Forcing five straight Denver misses and a shot-clock violation, the Warriors needed a little more than two minutes to expand the lead to 10 (80-70). Though the Nuggets didn’t capitulate, they never got close to tying or regaining the lead.

“When we string together some stops and we get a little lead I think that kind of breaks the back of their team, especially if they’ve been shooting the ball well,” Kevin Durant said. “If it’s late in the game and we put together three or four stops in a row that deflates them a little bit. Tonight we had to do that.”

It wasn’t that the defense needed to bail out poor offense. With Draymond Green posting his second triple-double of the season, with 15 points, 10 rebounds and 13 assists, the Warriors (30-5) played solid, balanced offense, recording 33 assists and getting double-digit scoring from all five starters, as well as Ian Clark off the bench.

“That’s pretty much our team, right there, where you don’t need one guy to go off every night,” Green said. “It’s pretty spread out, and we’re very dangerous when it is like that.”

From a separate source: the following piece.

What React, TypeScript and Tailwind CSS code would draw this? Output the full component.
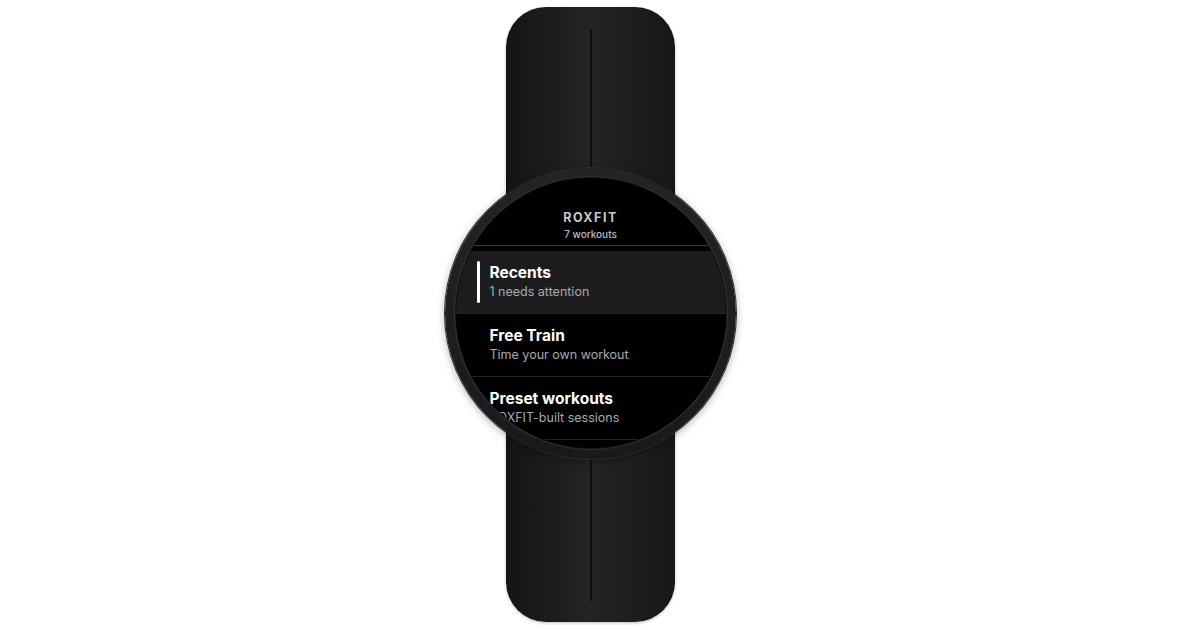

The Warriors shot it well, at 52.6 from the field, including 44 percent from 3-point distance. There was a rebounding deficit (48-43), which was offset by the Warriors forcing two more turnovers, and scoring six more points off giveaways.

But when the threat became real, when Denver (14-20) kept coming, the Warriors went to the reservoir and turned on the defense. They’ve done it many times before. And it generally works.

“You can’t really let that be a habit,” Green cautioned. “You don’t want to build bad habits. We didn’t defend for the first 20 minutes of this game. Then all of a sudden, we turned it up a little bit.

"But I still don’t think we ever got to the point where we need to be on the defensive end. It’s game 35, the beginning of January. We don’t expect everybody to be in playoff form right now or have playoff intensity every night. It’s physically impossible. But the attention to detail has to be there.”

Well, no, it’s not ideal. It’s not likely to work nearly as well against legitimate contenders. On most nights, though, it’s enough for them to walk out of the arena having achieved their primary goal.